Tutti, o quasi, vanno a comprare il giornale da Giancarlo in piazzale Martini, si fermano per una birra al Bachelite o per un bicchiere di vino da Antidoto… Tutti hanno preso almeno un gelato da Melaverde o si sono mangiati una pizza da Napule è. Tutti prima o poi hanno festeggiato un compleanno con una torta di Tentarelli o di Anfossi, a seconda delle fazioni, o hanno fatto una scappata al mercatino delle pulci di Piazzale Cuoco per recuperare qualche pezzo vintage altrimenti introvabile. E se non lo hanno ancora fatto, state sicuri lo faranno.
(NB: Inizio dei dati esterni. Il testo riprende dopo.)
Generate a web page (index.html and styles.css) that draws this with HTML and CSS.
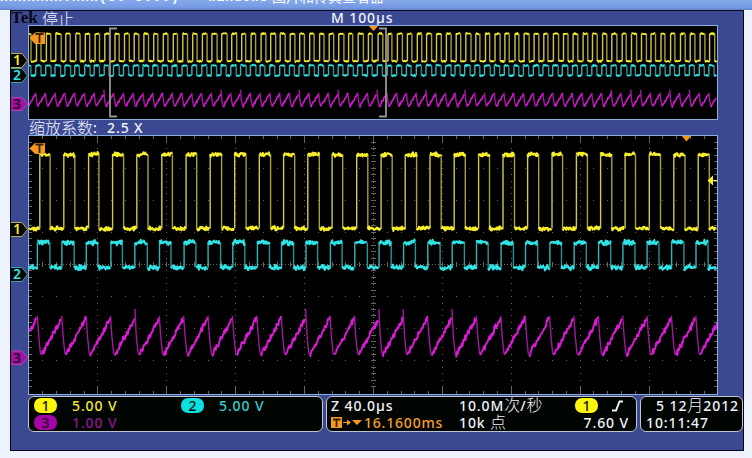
FILE: index.html
```
<!DOCTYPE html>
<html lang="zh-CN">
<head>
    <meta charset="UTF-8">
    <meta name="viewport" content="width=device-width, initial-scale=1.0">
    <title>Tek</title>
    <link rel="stylesheet" href="styles.css">
</head>
<body>
    <div class="titlebar"><span class="file">nnnnnnn.nnn(50 5000)</span><span class="app">Windows</span><span class="viewer">图片和传真查看器</span></div>

    <div class="scope">
        <div class="header">
            <span class="brand">Tek</span>
            <span class="cjk">停止</span>
            <span class="timebase">M 100µs</span>
        </div>

        <div class="row">
            <svg class="gutter" width="17" height="95" viewBox="11 25 17 95">
                <path class="tag tag1" d="M10 53.5H22L27.5 60.5L22 67.5H10"/>
                <text class="tag-text yellow" x="17" y="65">1</text>
                <path class="tag tag2" d="M10 68.5H22L27.5 75.5L22 82.5H10"/>
                <text class="tag-text cyan" x="17" y="80">2</text>
                <path class="tag tag3" d="M10 97.5H22L27.5 104L22 110.5H10"/>
                <text class="tag-text dark" x="17" y="109">3</text>
            </svg>
            <svg class="plot" width="690" height="95" viewBox="28 25 690 95">
                <g id="overview"></g>
                <path class="bracket" d="M117 28.5H110V116.5H117M379 28.5H386V116.5H379"/>
                <path class="orange" d="M29.5 38L35 32.5H45V44H35Z"/>
                <path class="t-mark" d="M35.5 34H43.5M39.5 34V43"/>
                <path class="orange" d="M368.5 25.5H378.5L373.5 31Z"/>
                <rect class="frame" x="28.5" y="25.5" width="689" height="94"/>
            </svg>
        </div>

        <div class="zoom"><span class="cjk">缩放系数</span><span class="colon">:</span><span>2.5 X</span></div>

        <div class="row">
            <svg class="gutter" width="17" height="260" viewBox="11 135 17 260">
                <path class="tag tag1" d="M10 222.5H22L27.5 229.5L22 236.5H10"/>
                <text class="tag-text yellow" x="17" y="234">1</text>
                <path class="tag tag2" d="M10 267.5H22L27.5 274.5L22 281.5H10"/>
                <text class="tag-text cyan" x="17" y="279">2</text>
                <path class="tag tag3" d="M10 351H22L27.5 357.5L22 364.5H10"/>
                <text class="tag-text dark" x="17" y="362.5">3</text>
            </svg>
            <svg class="plot" width="690" height="260" viewBox="28 135 690 260">
                <g id="grid"></g>
                <g id="main"></g>
                <path class="orange" d="M29.5 148.5L35 143H45V154H35Z"/>
                <path class="t-mark" d="M35.5 144.5H43.5M39.5 144.5V153"/>
                <path class="orange" d="M681.5 135.5H691.5L686.5 141.5Z"/>
                <path class="level" d="M707.5 180.5L713 175.5V180H718V181H713V185.5Z"/>
                <rect class="frame" x="28.5" y="135.5" width="689" height="259"/>
            </svg>
        </div>

        <div class="status">
            <div class="box channels">
                <span class="badge b1">1</span><span class="yellow">5.00 V</span>
                <span class="badge b2">2</span><span class="cyan2">5.00 V</span>
                <span class="badge b3">3</span><span class="magenta">1.00 V</span>
            </div>
            <div class="box horizontal">
                <span>Z 40.0µs</span>
                <span>10.0M<span class="cjk">次</span>/<span class="cjk">秒</span></span>
                <span class="trigger"><span class="badge b1">1</span>
                    <svg width="14" height="12" viewBox="0 0 14 12"><path class="edge" d="M1 10.5H5L8.5 1.5H12"/></svg>
                </span>
                <span class="delay">
                    <svg width="32" height="13" viewBox="0 0 32 13">
                        <rect class="orange" x="0" y="1" width="11" height="11"/>
                        <path class="t-mark" d="M2 3.5H9.500M5.500 3.500V11"/>
                        <path class="orange" d="M12 6H16V3.500L20 6.500L16 9.500V7H12ZM21 4H31L26 9Z"/>
                    </svg>16.1600ms</span>
                <span>10k <span class="cjk">点</span></span>
                <span class="volts">7.60 V</span>
            </div>
            <div class="box clock">
                <span class="date">5 12<span class="cjk">月</span>2012</span>
                <span>10:11:47</span>
            </div>
        </div>
    </div>

    <script src="script.js"></script>
</body>
</html>
```
FILE: styles.css
```
body {
    margin: 0;
    height: 458px;
    overflow: hidden;
    background-color: #edf2fc;
    font-family: "Noto Sans", "Noto Sans CJK SC", sans-serif;
    font-size: 14px;
    font-weight: 500;
    letter-spacing: 0.9px;
    color: #f0f2fa;
}

.titlebar {
    display: flex;
    align-items: flex-end;
    height: 10px;
    overflow: hidden;
    background: linear-gradient(#86a9ec, #769be3 70%, #6685d0);
    font-family: "Liberation Mono", "Noto Sans CJK SC", monospace;
    font-size: 13px;
    font-weight: bold;
    line-height: 16px;
    letter-spacing: 0;
    white-space: pre;
    color: #fff;
}

.titlebar span {
    margin-bottom: 4px;
}

.titlebar .file {
    width: 208px;
    letter-spacing: 1.2px;
}

.titlebar .app {
    width: 64px;
    letter-spacing: 0.8px;
}

.titlebar .viewer {
    font-size: 14px;
    font-weight: normal;
}

.scope {
    box-sizing: border-box;
    width: 734px;
    height: 441px;
    margin-left: 10px;
    border: 1px solid #05051c;
    background-color: #3b4993;
}

.header {
    display: flex;
    align-items: center;
    height: 14px;
    white-space: pre;
}

.brand {
    width: 31px;
    font-family: "Liberation Serif", serif;
    font-size: 17px;
    font-weight: bold;
    letter-spacing: 0;
    line-height: 14px;
    color: #080812;
}

.cjk {
    font-family: "Noto Sans CJK SC", sans-serif;
    font-size: 16px;
    font-weight: 300;
    letter-spacing: 0;
    line-height: 14px;
}

.timebase {
    margin-left: 257px;
    line-height: 14px;
}

.row {
    display: flex;
}

.gutter, .plot {
    display: block;
}

.plot {
    background-color: #000;
}

.zoom {
    display: flex;
    height: 15px;
    padding-left: 18px;
    line-height: 15px;
    white-space: pre;
}

.colon {
    width: 14px;
}

.frame {
    fill: none;
    stroke: #8aaedb;
}

.bracket {
    fill: none;
    stroke: #969490;
    stroke-width: 1.8;
}

.orange {
    fill: #f39a1e;
}

.t-mark {
    fill: none;
    stroke: #38200a;
    stroke-width: 1.8;
}

.level {
    fill: #f8f42c;
}

.grid-dot {
    fill: #66665a;
}

.tag {
    fill: #050805;
}

.tag1 { stroke: #b5b04a; }
.tag2 { stroke: #3aa3ae; }
.tag3 { stroke: #b73fba; fill: #a0129f; }

.tag-text {
    font-size: 14px;
    font-weight: 600;
    letter-spacing: 0;
    text-anchor: middle;
}

.tag-text.yellow { fill: #f4ee35; }
.tag-text.cyan { fill: #35dfe6; }
.tag-text.dark { fill: #2b0730; }

.flat, .fall, .rise {
    fill: none;
    stroke-linejoin: round;
}

.flat { stroke-width: 2.1; }
.rise { stroke-width: 1.4; }
.fall { stroke-width: 1.4; opacity: 0.8; }
.small .flat { stroke-width: 1.7; }

.ch1 .flat { stroke: #f7f02b; }
.ch1 .rise, .ch1 .fall { stroke: #d0c74c; }
.ch2 .flat { stroke: #2fe3e6; }
.ch2 .rise, .ch2 .fall { stroke: #35b4b8; }
.ch3 .flat { stroke: #dc1bd7; stroke-width: 1.9; }
.ch3 .fall { stroke: #c81fc6; }
.small .ch3 .flat { stroke-width: 1.5; }

/* bottom readouts */
.status {
    display: flex;
    gap: 3px;
    margin: 1px 0 0 17px;
}

.box {
    display: grid;
    box-sizing: border-box;
    grid-template-rows: 17px 17px;
    align-items: center;
    height: 36px;
    border: 1px solid #bcc6d4;
    border-radius: 6px;
    background-color: #010501;
    line-height: 17px;
    white-space: nowrap;
}

.channels {
    grid-template-columns: 38px 109px 38px 1fr;
    width: 295px;
    padding-left: 5px;
}

.horizontal {
    grid-template-columns: 128px 116px 1fr;
    width: 311px;
    padding-left: 4px;
}

.clock {
    width: 103px;
    padding: 0 3px 0 5px;
}

.date {
    justify-self: end;
}

.trigger {
    display: flex;
    gap: 13px;
    align-items: center;
}

.delay {
    display: flex;
    gap: 1px;
    align-items: center;
    letter-spacing: 0.8px;
    color: #f5a02c;
}

.volts {
    justify-self: end;
    padding-right: 7px;
}

.badge {
    width: 23px;
    height: 15px;
    border-radius: 7px;
    line-height: 15px;
    letter-spacing: 0;
    text-align: center;
    color: #14140a;
}

.b1 { background-color: #fbf70a; }
.b2 { background-color: #0be0e0; }
.b3 { background-color: #a505a4; color: #2b0730; }

.box .yellow { color: #f0ea35; }
.box .cyan2 { color: #35cdd0; }
.box .magenta { color: #8f1690; }

.edge {
    fill: none;
    stroke: #f0f2fa;
    stroke-width: 1.9;
}
```
FILE: script.js
```
const LEFT = 29;
const RIGHT = 717;

let seed = 7;
function rand() {
    seed = (seed * 16807) % 2147483647;
    return seed / 2147483647;
}

function noise(amount) {
    return (rand() + rand() - 1) * amount;
}

function path(cls, points) {
    if (points.length < 2) return "";
    const d = points.map(p => p[0].toFixed(1) + " " + p[1].toFixed(1)).join("L");
    return `<path class="${cls}" d="M${d}"/>`;
}

// noisy segment, clipped to the plot
function segment(x1, y1, x2, y2, amount) {
    const points = [];
    for (let x = Math.max(x1, LEFT); x <= Math.min(x2, RIGHT); x += 0.6) {
        points.push([x, y1 + (y2 - y1) * (x - x1) / (x2 - x1) + noise(amount)]);
    }
    return path("flat", points);
}

function vertical(cls, x, y1, y2) {
    if (x < LEFT || x > RIGHT) return "";
    return path(cls, [[x, y1], [x, y2]]);
}

function square(ch, start, period, width, high, low, amount) {
    let out = "";
    for (let x = start; x < RIGHT + period; x += period) {
        const r = x + noise(0.4);
        const f = x + width + noise(0.7);
        out += vertical("rise", r, low, high);
        out += vertical("fall", f, high, low);
        out += segment(r, high, f, high, amount);
        out += segment(f, low, x + period, low, amount);
    }
    return `<g class="${ch}">${out}</g>`;
}

function saw(start, period, drop, high, low, amount) {
    let out = "";
    for (let x = start; x < RIGHT + period; x += period) {
        const top = high - (rand() > 0.8 ? amount * 2.5 : amount * 0.6);
        if (x > LEFT && x + drop < RIGHT) {
            out += path("fall", [[x, top], [x + drop * 0.35, (high + low) / 2], [x + drop * 0.75, low - 2], [x + drop, low]]);
        }
        out += segment(x + drop, low, x + period, high, amount);
    }
    return `<g class="ch3">${out}</g>`;
}

function dot(x, y, w = 1, h = 1) {
    return `<rect class="grid-dot" x="${Math.round(x)}" y="${Math.round(y)}" width="${w}" height="${h}"/>`;
}

function grid() {
    const dx = 68.9, dy = 32.1, cx = 373, cy = 264;
    let out = "";
    for (let i = -4; i <= 4; i++) {
        for (let j = -19; j <= 19; j++) out += dot(cx + i * dx, cy + j * dy / 5);
        out += dot(cx + i * dx, 136, 1, 7) + dot(cx + i * dx, 387, 1, 7);
    }
    for (let i = -24; i <= 24; i++) {
        const x = cx + i * dx / 5;
        for (let j = -3; j <= 3; j++) out += dot(x, cy + j * dy);
        out += dot(x, 136, 1, 3) + dot(x, 391, 1, 3) + dot(x, cy - 2, 1, 5);
    }
    for (let j = -19; j <= 19; j++) {
        const y = cy + j * dy / 5;
        out += dot(29, y, 3) + dot(714, y, 3) + dot(cx - 2, y, 5);
    }
    // centre axes
    for (let x = 30; x < 717; x += 3) out += dot(x, cy);
    for (let y = 137; y < 394; y += 3) out += dot(cx, y);
    return out;
}

document.getElementById("grid").innerHTML = grid();

document.getElementById("main").innerHTML =
    square("ch1", 39.6 - 24.39, 24.39, 11, 154.5, 228.5, 2.4) +
    square("ch2", 37.6 - 24.39, 24.39, 12, 242.5, 267.5, 3) +
    saw(37.3 - 24.39, 24.39, 4.2, 318, 355, 3.6);

const overview = document.getElementById("overview");
overview.setAttribute("class", "small");
overview.innerHTML =
    square("ch1", 114.6 - 9.756 * 9, 9.756, 4.6, 33.7, 61.2, 0.9) +
    square("ch2", 113.8 - 9.756 * 9, 9.756, 5.2, 65.4, 75.5, 1) +
    saw(113.7 - 9.756 * 9, 9.756, 2.2, 93.5, 106.5, 1.5);
```
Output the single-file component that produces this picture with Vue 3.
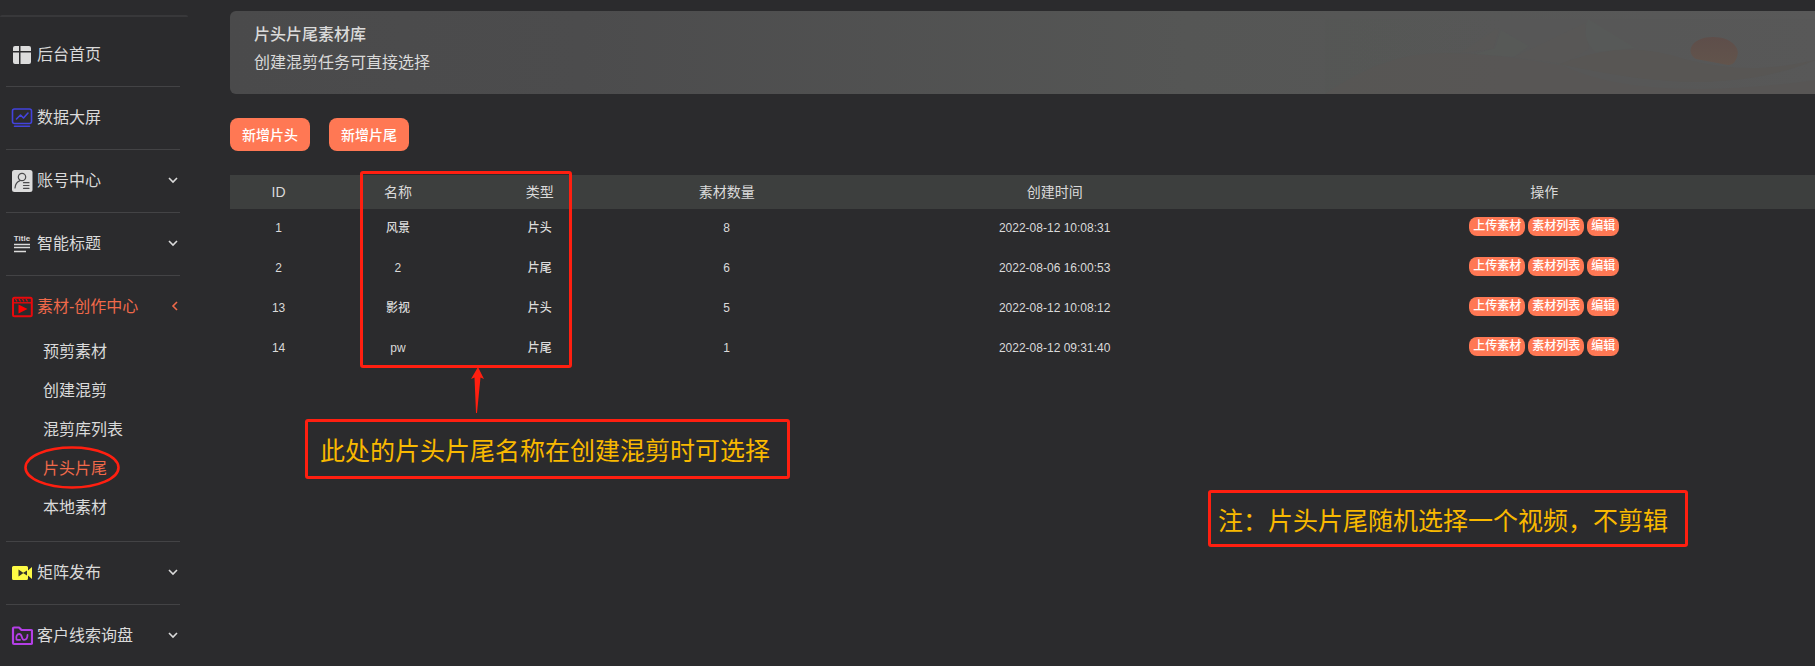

Perché Calvairate è un paese, come anche il nome sembrerebbe suggerire. Uno di quelli in provincia di Como come Vertemate con Minoprio. O meglio, un quartiere nel vero senso della parola. Un universo circoscritto con riti ben precisi e abitudini consolidate.
Perché alla fine i quartieri li fanno le persone, prima che le toponomastiche (cit.). E Calvairate è un quartiere fatto da persone che quando lo scoprono, difficilmente lo cambiano. Perché ci si sta da Dio, almeno fino a quando le nubi minacciose della riqualificazione non scaricheranno sulle sue strade e sui suoi palazzi una pioggia di appartamenti ristrutturati da 6.500 euro al metro quadro e di locali e ristoranti pettinati. Allora non ci sarà più spazio per la sua variegata umanità. Ma fino a quel momento, e ci auguriamo per quanto più tempo possibile, vedremo sventolare sui suoi tetti i vessilli di un disagio squisitamente understatement, e guarderemo il cielo con gli occhi meravigliati di bambini di fronte a un pirotecnico spettacolo di fuochi artificiali che illuminano la notte di zona 4, prima di un’alba che non si sa se sperare che arrivi.